Origins
Preston Grasshoppers
Preston Grasshoppers is a venerable club, a solid club, but not one that, historically, has ever risen to the very top. It has had its internationals, but in this professional age seems content to merely start them off for others to take on. It has been and remains, however, a proper rugby club – where folks are welcoming, where any size and shape can get a game, and where friendships begin and end on who you are not what you are.
This platform conveys but a little of the story of one of the Preston Grasshoppers’ teams – the Preston Grasshoppers Strollers. Most of this story was told on rugby fields and in clubhouses throughout the UK and, notably, in the Low Countries. A team out of the ordinary – blessed with players who had mainly ‘done a bit in their day’ and who, while they’d not exactly been knocking on the door of international recognition, knew what they were good at, played for the team, and, overall, didn’t lose very often.
This is what probably accounted for the team’s longevity, for many of its members had been playing for Hoppers through the lean years of the 60’s and 70’s, a period during which ‘Hoppers kept a tenuous hold on ‘first class’ status, but were much better at getting good fixtures that winning them. Happy Saturday afternoons were therefore not overly common and stuffings were unfortunately frequent. Not that we didn’t have our moments, you understand, just that there weren’t enough of them.

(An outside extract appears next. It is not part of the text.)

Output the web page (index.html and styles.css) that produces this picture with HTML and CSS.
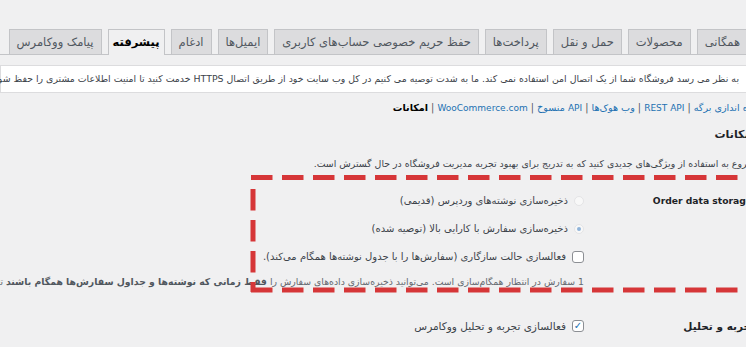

It came to pass that as the cannon-fodder got older, and graduated back into the lower teams, a wonderful thing happened. We started winning – a lot! And so it was that when Mr Robert Satchwell, newshound extraordinaire, was persuaded to start an invitation team, it wasn’t long before many more than adequate players with adequate ‘experience’ began to gravitate to a team that offered regular rugby, good mates and lots of numbers in the ‘points for’ column. We all said ‘just one more season’ – once a season – and got on with enjoying life. The Tours and the Songs were a natural progression – and the Strollers also spawned 25 years’-worth of ‘Hoppers Pantomimes’, but that’s for another exhibition!! The general feeling was of being part of an experience far too rewarding to stop – even if it was revolutionising the profits of the drug companies as well as (more pleasurably) those of the brewers and the port lodges.
Eventually however, all things come to an end. ‘The End’ was, however, particularly satisfying as it came about 15 years after we all thought it would. We carried a quorum into the new Millennium, but various ailments were taking their toll, and the jokes about Zimmers were beginning to be not quite so funny. Eventually we all agreed that the Strollers should do the decent thing, and, as a playing side, roll over, and die. Good luck to our successors and all those in rugby who carry on proving that ‘getting older’ need not be synonymous with ‘having less fun’.